Yep, this weekend Liesl and I decided to try out our new tent, one that we bought for the princely sum of 99€ last weekend in Aldi (yes Dave we went into Aldi, you may need to go and have a lay down now I know!)

The tent (tienda in Spanish) preports to sleep 6-8 people, however I think that must be based on the size of Spaniards and not well fed middle aged Brits, but either way its plenty big enough for Liesl, Hetty and I to sleep in relative comfort (well as confortable as you get in a tent anyway).

Helpfully the instructions for putting together this 3d jigsaw puzzle were clearly translated from Chineese to Spanish without any helpful pictures so they went out the window straight away, in the end it only (lol, only) took us 2 hours to put up the tent – we even managed not to fall out over it so our relationship is clearly much better than it was in the UK – lol.

We picked a site about 1.5 hours inland – near Alcoy in Valencia, it was pretty much in the middle of nowhere in a country park – http://www.campingmariola.com/ingles/ser.htm the views were great.

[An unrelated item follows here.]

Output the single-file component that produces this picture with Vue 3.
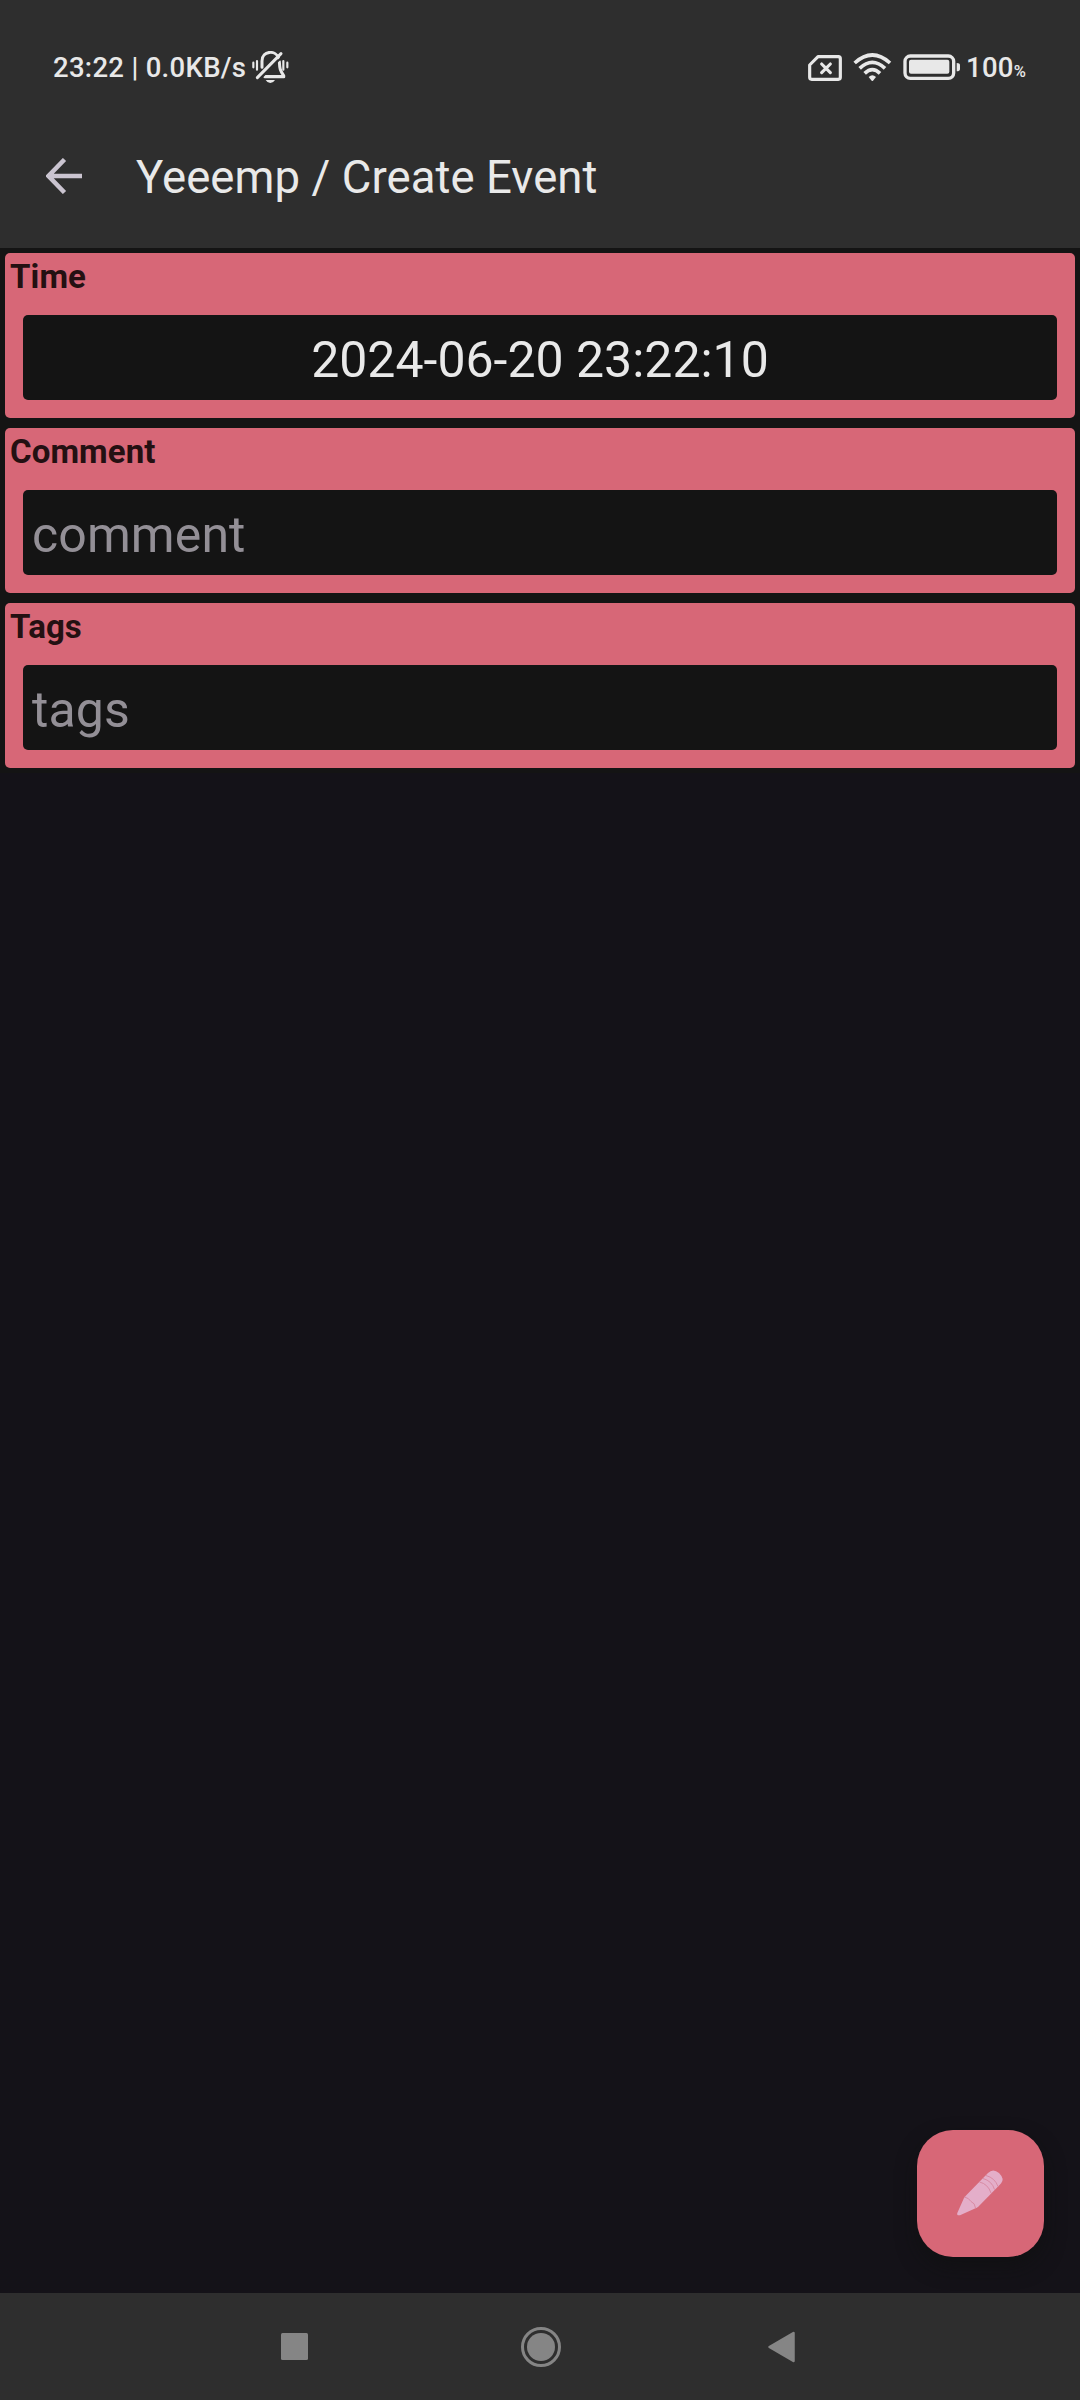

A friend of ours, Janice, who has recently opened a travel agents here in Gran Alacant advised us to ensure that we took something warm to wear as we were going to a beautiful place that happened to be in the mountains and therefore it was much cooler there, I of course took little notice as I was sitting on my terrace, sweating in my tee-shirt and shorts in 40+ degrees sunshine. She, of course, was right, by the early hours of the morning it was really cold – I mean brass monkeys cold! Next time, if we venture into the mountains we shall be taking warmer clothing – I guess I started to regret my decision not to take warmer clothing when we were almost at the camp site and I could see the “Warning Snow” signs!!!!

The one thing that did confuse us at the camp site was that there were loads of tents / caravans that looked like they were perminant homes, some even had walls constructed around them, had we inadvertantly found ourselves in some kind of Spanish “shanty town” or were these just people going way over the top with the whole camping expierience?